Mining is technically legal if licensed by the Ministry of Industry, Mines, and Trade. However, the licensing process imposes high energy costs and mandatory sales to the Central Bank, making it unprofitable for most. Unlicensed mining is illegal and frequently cracked down upon, except for operations run by state-affiliated entities like the IRGC, which operate with impunity.
How does the IRGC benefit from crypto mining?
The IRGC generates significant revenue in hard currency (primarily Bitcoin) to bypass international sanctions. They also use these funds to finance proxy groups in regional conflicts. Additionally, they exploit subsidized or free electricity, profiting from the disparity between the cost of power and the value of mined coins.

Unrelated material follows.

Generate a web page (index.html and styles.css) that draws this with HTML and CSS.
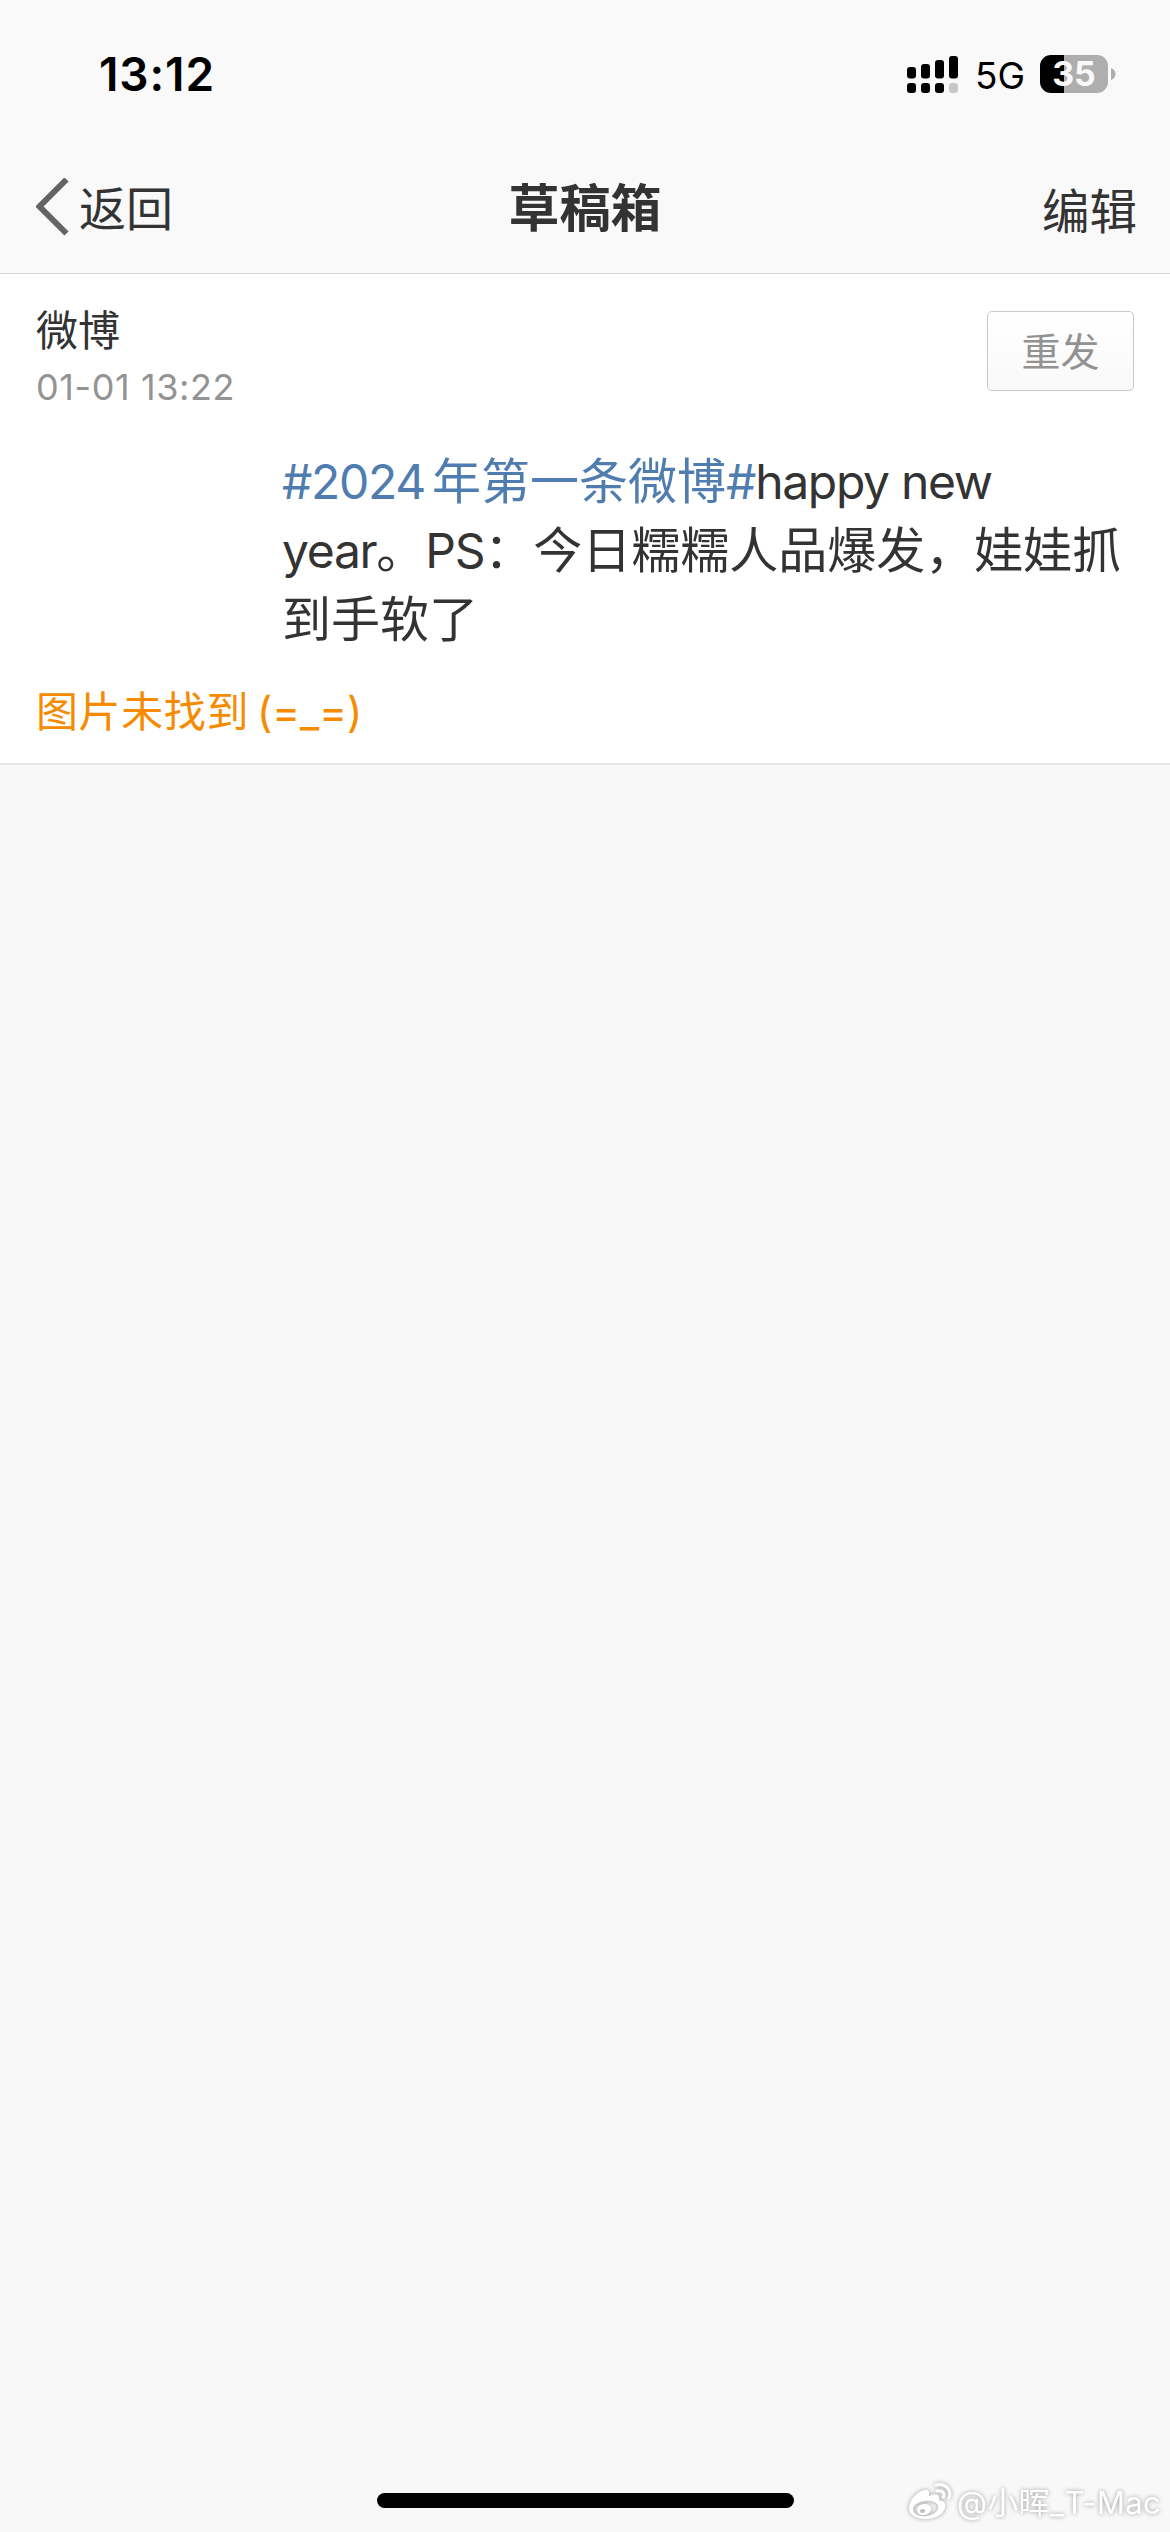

Why is Iran experiencing power outages?
Iran faces a chronic energy deficit due to aging infrastructure and high demand. Industrial-scale Bitcoin mining consumes vast amounts of electricity. Reports indicate that IRGC-linked mining farms draw power that would otherwise serve residential areas and factories, exacerbating blackouts during peak summer months.
Can ordinary Iranians mine Bitcoin legally?
It is extremely difficult. While licenses exist, the associated costs and regulatory hurdles make it financially unsustainable for private individuals. Most private miners operate illegally or use VPNs to access foreign exchanges, risking penalties from authorities who prioritize state-controlled mining operations.
What is the role of Chinese companies in Iran's crypto mining?
Chinese companies provide hardware and investment for large-scale mining farms, such as the facility in Rafsanjan. They are attracted by Iran's low electricity prices. These partnerships help the IRGC establish infrastructure while maintaining plausible deniability through joint venture structures.